Her July 10 article in the leftist National Catholic Reporter provides for a good case in point. Here she bemoans the July 7, 2007 Motu Proprio of Benedict XVI granting wider access to the Traditional Latin Mass.

But why the concerns? If some people prefer a Latin mass to an English mass, why not have it?

The answer depends on what you think the Mass has to do with articulating the essence of the Christian faith.

These lines could have been penned by the Holy Father himself. Not so the following:

The Latin Mass, for instance, in which the priest celebrates the Eucharist with his back to the people, in a foreign language -- much of it said silently or at best whispered -- makes the congregation, the laity, observers of the rite rather than participants in it.

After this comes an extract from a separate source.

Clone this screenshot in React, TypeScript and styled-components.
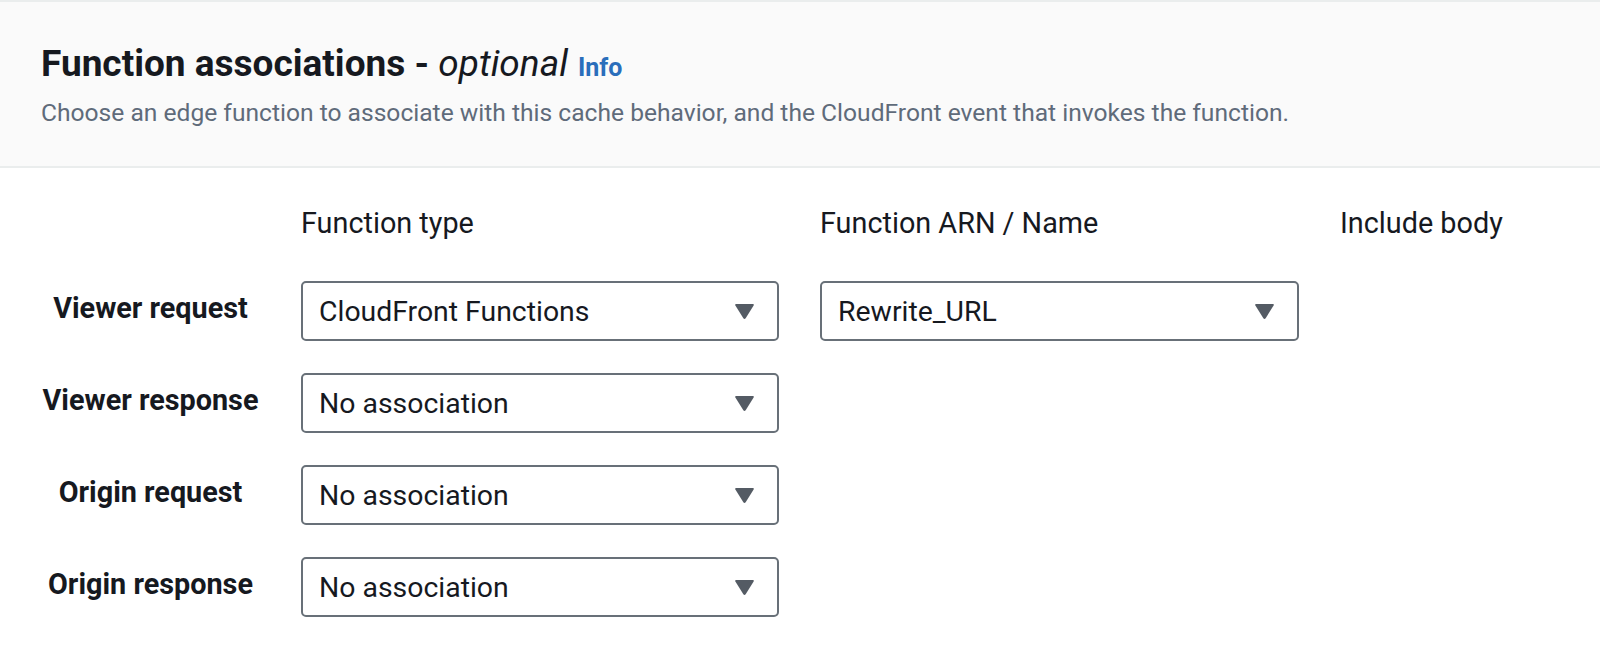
import React from "react";
import styled, { createGlobalStyle } from "styled-components";

const GlobalStyle = createGlobalStyle`
  html, body {
    margin: 0;
    padding: 0;
    background: #ffffff;
  }
  body {
    font-family: Roboto, "Liberation Sans", Arial, sans-serif;
    color: #16191f;
    -webkit-font-smoothing: antialiased;
  }
`;

const Page = styled.div`
  width: 1600px;
  min-height: 660px;
  background: #ffffff;
`;

const Header = styled.header`
  background: #fafafa;
  border-top: 2px solid #eaeded;
  border-bottom: 2px solid #eaeded;
  padding: 40px 40px 0 41px;
  height: 124px;
`;

const Title = styled.h2`
  margin: 0;
  font-size: 37px;
  line-height: 44px;
  font-weight: 700;
  color: #16191f;
  display: flex;
  align-items: baseline;
`;

const Optional = styled.i`
  font-weight: 400;
  font-style: italic;
`;

const InfoLink = styled.a`
  margin-left: 10px;
  font-size: 25px;
  font-weight: 700;
  color: #2a6ebb;
  text-decoration: none;
`;

const Description = styled.p`
  margin: 5px 0 0;
  font-size: 24.6px;
  line-height: 36px;
  color: #5f6b7a;
`;

const Grid = styled.div`
  display: grid;
  grid-template-columns: 219px 478px 479px auto;
  column-gap: 41px;
  row-gap: 32px;
  padding: 35px 0 0 41px;
  align-items: center;
`;

const ColumnHeading = styled.div`
  font-size: 28.8px;
  line-height: 40px;
  color: #16191f;
  margin-bottom: 6px;
`;

const RowLabel = styled.div`
  font-size: 28.8px;
  line-height: 36px;
  font-weight: 700;
  color: #16191f;
  text-align: center;
  margin-top: -6px;
`;

const SelectBox = styled.div`
  box-sizing: border-box;
  height: 60px;
  border: 2px solid #687078;
  border-radius: 5px;
  background: #ffffff;
  display: flex;
  align-items: center;
  justify-content: space-between;
  padding: 0 22px 0 16px;
  font-size: 28.4px;
  color: #16191f;
`;

const SelectValue = styled.span`
  white-space: nowrap;
`;

const Caret = () => (
  <svg width="21" height="18" viewBox="0 0 21 18" aria-hidden="true">
    <path
      d="M2.2 2 H18.8 Q20.4 2 19.6 3.4 L11.8 16 Q10.5 17.8 9.2 16 L1.4 3.4 Q0.6 2 2.2 2 Z"
      fill="#545b64"
    />
  </svg>
);

const Select: React.FC<{ value: string }> = ({ value }) => (
  <SelectBox>
    <SelectValue>{value}</SelectValue>
    <Caret />
  </SelectBox>
);

const Empty = styled.div``;

const rows: { label: string; type: string; arn?: string }[] = [
  { label: "Viewer request", type: "CloudFront Functions", arn: "Rewrite_URL" },
  { label: "Viewer response", type: "No association" },
  { label: "Origin request", type: "No association" },
  { label: "Origin response", type: "No association" },
];

export default function App() {
  return (
    <Page>
      <GlobalStyle />
      <Header>
        <Title>
          Function associations&nbsp;-&nbsp;<Optional>optional</Optional>
          <InfoLink href="#">Info</InfoLink>
        </Title>
        <Description>
          Choose an edge function to associate with this cache behavior, and the CloudFront event that invokes the function.
        </Description>
      </Header>
      <Grid>
        <Empty />
        <ColumnHeading>Function type</ColumnHeading>
        <ColumnHeading>Function ARN / Name</ColumnHeading>
        <ColumnHeading>Include body</ColumnHeading>
        {rows.map((r) => (
          <React.Fragment key={r.label}>
            <RowLabel>{r.label}</RowLabel>
            <Select value={r.type} />
            {r.arn ? <Select value={r.arn} /> : <Empty />}
            <Empty />
          </React.Fragment>
        ))}
      </Grid>
    </Page>
  );
}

"Foreign language" has the desired negative connotation. Latin is the sacred language of the Church; not the "foreign" language of the Church. (I wonder if Sister Joan would employ such terminology in a debate about the use of EspaƱol in America?)

Chittister's misrepresentation of Latin I can stomach. Her misrepresentation of those attending a Traditional Latin Mass, I can not. (This is not a self-defense argument; I have attended a grand total of two Latin Masses in my lifetime.)

It is true that participation at the Novus Ordo Mass appears different from the TLM. But the misjudgment based on appearance, while entirely understandable for non-Catholics or even lax-Catholics to make, is a gross error and in all likelihood a purposeful act of deception for someone as versed in Catholicism as Chittister.

In the Traditional Rite, most everything is indeed done by the priest. But we do not measure participation in the Sacrifice of the Holy Mass by how much we, the laity, are doing...or swaying...or pounding on drums.

Full and active participation can be had by simply uniting our own hearts to that of Christ on the Cross; Christ whose death on Calvary Hill is made present for us at every Mass -- Old Rite, or New.

Back to Sister Joan:

The celebrant becomes the focal point of the process, the special human being, the one for whom God is a kind of private preserve.

The symbology of a lone celebrant, removed from and independent of the congregation, is clear: ordinary people have no access to God. They are entirely dependent on a special caste of males to contact God for them. They are "not worthy," to receive the host, or as the liturgy says now, even to have Jesus "come under my roof."


That's exactly right.

The celebrant becomes the focal point of the process (as opposed to the congregation) because the priest is acting in persona-Christi. He acts in the person of Christ. We see with our eyes a man, 5'10", dark hair, no beard, mounting the steps of the altar. We should see with our eyes of faith Jesus Christ, mounting the hill of Calvary. And seeing Christ with our eyes of faith is made much easier when the celebrant is not "on stage," facing us as an actor who entertains; but at the altar, as a priest offering sacrifice on our behalf.

The symbology of a lone celebrant -- who is both Priest and Victim -- is precisely the way God has ordained it: unus enim Deus unus et mediator Dei et hominum homo Christus Iesus. For there is one God, and one mediator between God and men, the man Christ Jesus. 1 Tim 2:5

Until Christ, the ordinary man had remote, distant access to God. Heaven itself was shut to all of mankind, ordinary and extraordinary alike.

With Christ, ordinary men have regained intimate union with Our Lord; in some ways, beyond that which even Adam and Eve had before The Fall. But the union comes to us through the Sacraments, and therefore through those ordained members of Christ's priesthood.

Oh, and we will always remain unworthy to receive the King of Kings. For we are sinful creatures. And he -- he is God.